Among the notable ANN architectures are the Graph Neural Networks (GNNs) which can take in input annotated graphs and output prediction under several forms including structured forms such as further graphs. This is relevant to cosmological investigations since the sparse nature of galaxy data suggests graphs as their best representation in ML models: for instance, features from neighbour nodes (galaxies) can be used to infer missing features of the central node, (e.g., the redshift of a galaxy), through a node-level regression/classification.

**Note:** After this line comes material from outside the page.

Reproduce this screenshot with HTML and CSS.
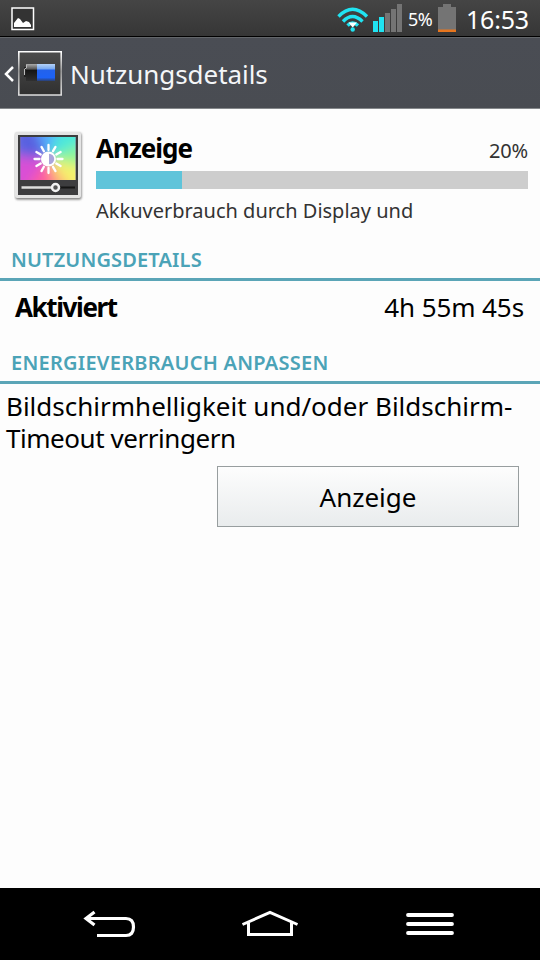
FILE: index.html
```html
<!DOCTYPE html>
<html lang="de">
<head>
<meta charset="utf-8">
<title>Nutzungsdetails</title>
<link rel="stylesheet" href="styles.css">
</head>
<body>
<div class="statusbar">
  <svg class="notice" width="24" height="24" viewBox="0 0 24 24"><path d="M1 1h21.500v21.500H1z" fill="#333" stroke="#fff" stroke-width="1.500"/><path d="M3 20v-4l4-5 2 1 3 4 3-2 3 1 2 3v2z" fill="#fff"/></svg>
  <svg class="wifi" width="32" height="26" viewBox="0 0 32 26"><g fill="none" stroke="#20e4f2" stroke-width="3.400"><path d="M1.500 9.500Q15.500-5 30 9.500"/><path d="M6 14.500Q15.500 4.500 25.500 14.500"/><path d="M10.500 18.500Q15.500 13.500 21 18.500"/></g><path d="M11.500 15.500h8.500l-4.300 5z" fill="#fff"/><circle cx="15.700" cy="22.500" r="2.200" fill="#20e4f2"/></svg>
  <svg class="signal" width="30" height="28" viewBox="0 0 30 28"><path d="M0 17h5v11H0zM6 13h5v15H6z" fill="#20e4f2"/><path d="M12 9h5v19h-5zM18 5h5v23h-5zM24 0h5v28h-5z" fill="#747474"/></svg>
  <span class="percent">5%</span>
  <svg class="battery" width="18" height="28" viewBox="0 0 18 28"><path d="M0 3h5V0h8v3h5v25H0z" fill="#747474"/><path d="M0 25.500h18V28H0z" fill="#e8761e"/></svg>
  <span class="clock">16:53</span>
</div>
<div class="actionbar">
  <svg class="up" width="12" height="18" viewBox="0 0 12 18"><path d="M10 2 3 9l7 7" fill="none" stroke="#fff" stroke-width="2.500"/></svg>
  <svg class="appicon" width="44" height="45" viewBox="0 0 44 45">
    <defs>
      <linearGradient id="frame" x2="0" y2="1"><stop stop-color="#fff"/><stop offset=".45" stop-color="#999"/><stop offset="1" stop-color="#ddd"/></linearGradient>
      <linearGradient id="panel" x2="0" y2="1"><stop stop-color="#4c4c4c"/><stop offset="1" stop-color="#303030"/></linearGradient>
      <linearGradient id="cell" x2="0" y2="1"><stop stop-color="#b4d2f8"/><stop offset=".28" stop-color="#7aaaf2"/><stop offset=".36" stop-color="#2362eb"/><stop offset=".8" stop-color="#1d62f5"/><stop offset="1" stop-color="#2b3f70"/></linearGradient>
      <linearGradient id="empty" x2="0" y2="1"><stop stop-color="#aaa"/><stop offset=".3" stop-color="#555"/><stop offset=".36" stop-color="#151515"/><stop offset="1" stop-color="#303030"/></linearGradient>
    </defs>
    <path d="M.8.800h42.400v43.200H.8z" fill="url(#panel)" stroke="url(#frame)" stroke-width="1.600"/>
    <path d="M6 16h3v10H6z" fill="#222"/><path d="M8 13h11v17H8z" fill="url(#empty)"/><path d="M6.500 24v-6l2-1v-3" fill="none" stroke="#bbb"/><path d="M19 13h18v17H19z" fill="url(#cell)"/>
  </svg>
  <span class="title">Nutzungsdetails</span>
</div>
<main class="content">
  <section class="summary">
    <svg class="displayicon" width="70" height="72" viewBox="0 0 70 72">
      <defs>
        <filter id="soft" x="-30%" y="-30%" width="160%" height="160%"><feGaussianBlur stdDeviation="6"/></filter>
        <filter id="shade" x="-10%" y="-10%" width="120%" height="120%"><feGaussianBlur stdDeviation="1"/></filter>
        <clipPath id="screen"><path d="M6.500 6h55v43h-55z"/></clipPath>
      </defs>
      <rect x="1.500" y="2" width="66" height="66.500" rx="2" fill="#777" filter="url(#shade)"/>
      <rect x="1" y="1" width="66" height="66" rx="2" fill="#e4e4e4"/>
      <path d="M4 4h60v60H4z" fill="#3d3d3f"/>
      <g clip-path="url(#screen)"><path d="M6 6h56v43H6z" fill="#b29be8"/><g filter="url(#soft)">
        <path d="M34 28 0 26V-8h20z" fill="#5961e0"/><path d="M34 28 20-8h26z" fill="#55adff"/><path d="M34 28 46-8h30v20z" fill="#4be8da"/><path d="M34 28 76 8v32z" fill="#8df598"/><path d="M34 28 76 36v26H56z" fill="#f5f26c"/><path d="M34 28 60 62H34z" fill="#ffab78"/><path d="M34 28 40 62H4z" fill="#ff5d9c"/><path d="M34 28 10 62H-6V24z" fill="#d950d5"/>
      </g></g>
      <g stroke="#fff" stroke-width="2.300" stroke-linecap="round"><path d="M34.500 14v5M34.500 37v5M20.500 28h5M43.500 28h5M27.500 15.900l2.400 4.300M39 35.800l2.500 4.300M22.400 21l4.300 2.500M42.300 32.500l4.300 2.500M22.400 35l4.300-2.500M42.300 23.500l4.300-2.500M27.500 40.100l2.400-4.300M39 20.200l2.500-4.300"/></g>
      <circle cx="34.500" cy="28" r="7.500" fill="#fff"/><path d="M35 22.800a5.200 5.200 0 0 1 0 10.400z" fill="#aaa5dc"/>
      <path d="M7.500 56.500h34" stroke="#dedede" stroke-width="2.300"/><path d="M42 56.500h19" stroke="#151515" stroke-width="2"/><circle cx="41.500" cy="56.500" r="3.500" fill="#555" stroke="#f2f2f2" stroke-width="2.500"/>
    </svg>
    <div class="details">
      <div class="heading"><span class="name">Anzeige</span><span class="share">20%</span></div>
      <div class="track"><div class="fill"></div></div>
      <div class="description">Akkuverbrauch durch Display und</div>
    </div>
  </section>
  <h2 class="section first"><span>NUTZUNGSDETAILS</span></h2>
  <div class="row"><span class="key">Aktiviert</span><span class="value">4h 55m 45s</span></div>
  <h2 class="section second"><span>ENERGIEVERBRAUCH ANPASSEN</span></h2>
  <p class="advice"><span class="line1">Bildschirmhelligkeit und/oder Bildschirm-</span><span class="line2">Timeout verringern</span></p>
  <button class="action">Anzeige</button>
</main>
<nav class="navbar">
  <svg width="54" height="28" viewBox="0 0 54 28"><path d="M3 8.500h40q7.500 0 7.500 8.500t-7.500 8.500H14" fill="none" stroke="#fff" stroke-width="3.200"/><path d="M11.500 2 3 8.500l8.500 6.500" fill="none" stroke="#fff" stroke-width="3.200"/></svg>
  <svg width="58" height="28" viewBox="0 0 58 28"><path d="M1.500 14.500 29 2.500l27.500 12M7.500 12v12.500h43V12" fill="none" stroke="#fff" stroke-width="3"/></svg>
  <svg width="48" height="24" viewBox="0 0 48 24"><path d="M2 3h44M2 12h44M2 21h44" fill="none" stroke="#fff" stroke-width="3.800" stroke-linecap="round"/></svg>
</nav>
</body>
</html>
```
FILE: styles.css
```css
* { box-sizing: border-box; }
body {
  margin: 0;
  width: 540px;
  height: 960px;
  display: flex;
  flex-direction: column;
  overflow: hidden;
  background: #fdfdfd;
  color: #000;
  font-family: "Noto Sans", sans-serif;
  white-space: nowrap;
}
svg { display: block; flex: none; }

.statusbar {
  height: 37px;
  display: flex;
  align-items: flex-start;
  padding-left: 11px;
  background: linear-gradient(#454545, #363636);
  border-bottom: 1px solid #000;
  color: #fff;
}
.notice { margin-top: 7px; }
.wifi { margin: 7px 0 0 302px; }
.signal { margin: 4px 0 0 4px; }
.percent { margin: 6px 0 0 5px; width: 25px; font-size: 18px; line-height: 26px; letter-spacing: -0.5px; }
.battery { margin: 4px 0 0 5px; }
.clock { margin: 3px 0 0 10px; font-size: 25px; line-height: 32px; letter-spacing: -0.2px; }

.actionbar {
  height: 72px;
  display: flex;
  align-items: center;
  padding-left: 3px;
  background: linear-gradient(#4a4d54, #494c52);
  border-top: 1px solid #63666a;
  border-bottom: 1px solid #85888b;
  color: #f4f6f8;
}
.up { margin-top: 1px; }
.appicon { margin-left: 3px; }
.title { margin: 2px 0 0 8px; font-size: 26px; line-height: 36px; letter-spacing: -0.05px; }

.content { flex: 1; display: flex; flex-direction: column; }
.summary { display: flex; height: 133px; padding: 22px 12px 0 14px; }
.details { flex: 1; margin-left: 12px; }
.heading { display: flex; justify-content: space-between; height: 40px; }
.name { margin-top: -1px; font-size: 26px; line-height: 36px; font-weight: 700; letter-spacing: -1px; }
.share { margin-top: 6px; font-size: 20px; line-height: 28px; letter-spacing: -0.2px; color: #333; }
.track { height: 18px; background: #cdcdcd; }
.fill { width: 86px; height: 18px; background: #5fc4da; }
.description { margin-top: 8px; font-size: 20px; line-height: 28px; color: #333; }

.section { margin: 0; padding-left: 11px; font-size: 20px; font-weight: 600; line-height: 28px; color: #4ba3b7; border-bottom: 3px solid #5ba5b7; }
.first { height: 39px; padding-top: 4px; letter-spacing: 0.15px; }
.row { display: flex; justify-content: space-between; height: 62px; padding: 8px 16px 0 15px; font-size: 26px; line-height: 36px; }
.key { font-weight: 700; letter-spacing: -1.4px; }
.value { letter-spacing: -0.1px; }
.second { height: 41px; padding-top: 6px; letter-spacing: 0.25px; }
.advice { margin: 6px 0 0 6px; font-size: 26px; line-height: 32px; }
.line1, .line2 { display: block; height: 32px; }
.line2 { letter-spacing: -0.45px; }
.action {
  align-self: flex-end;
  width: 302px;
  height: 61px;
  margin: 12px 21px 0 0;
  padding: 0;
  border: 1px solid #989e9f;
  border-radius: 0;
  background: linear-gradient(#fdfdfd, #e9eced);
  color: #000;
  font: 26px/36px "Noto Sans", sans-serif;
}

.navbar { height: 72px; display: flex; align-items: center; padding-left: 83px; background: #000; }
.navbar svg:nth-child(2) { margin-left: 104px; }
.navbar svg:nth-child(3) { margin-left: 107px; }
```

The goal of this introductory page is to show to the less expert reader, how, based on some symmetries of a problem, or other assumptions about the structure of the data, specially tailored architectures are typically identified. This allowed innovative breakthrough for specific problems, as in the case, e.g., of image processing with CNNs. Application to astrophysics and cosmology is no exception and so far most implementations tried to adapt the data to the algorithms using simple off-the-shelf ANN solutions. Rather, novel algorithms that can best adapt to the specific features of astronomical data should be investigated and customised. This is particularly true for cosmological applications in which the final goal is doing cosmological inference directly from the galaxy field, i.e., extracting the values of the fundamental cosmological parameters analysing the catalogues produced by large redshift surveys. For example, Graph Neural Networks (GNNs) are a class of algorithms that appear to reflect remarkably well the properties of galaxies, accounting for both their 3D distribution and multi-parameter physical properties. The development of these new techniques is of particular interest in view of the new generation of galaxy surveys of the 2020s. These include in particular the ESA Euclid satellite, due to launch in 2023, and in which the University of Milano has responsibility of coordinating the cosmological science.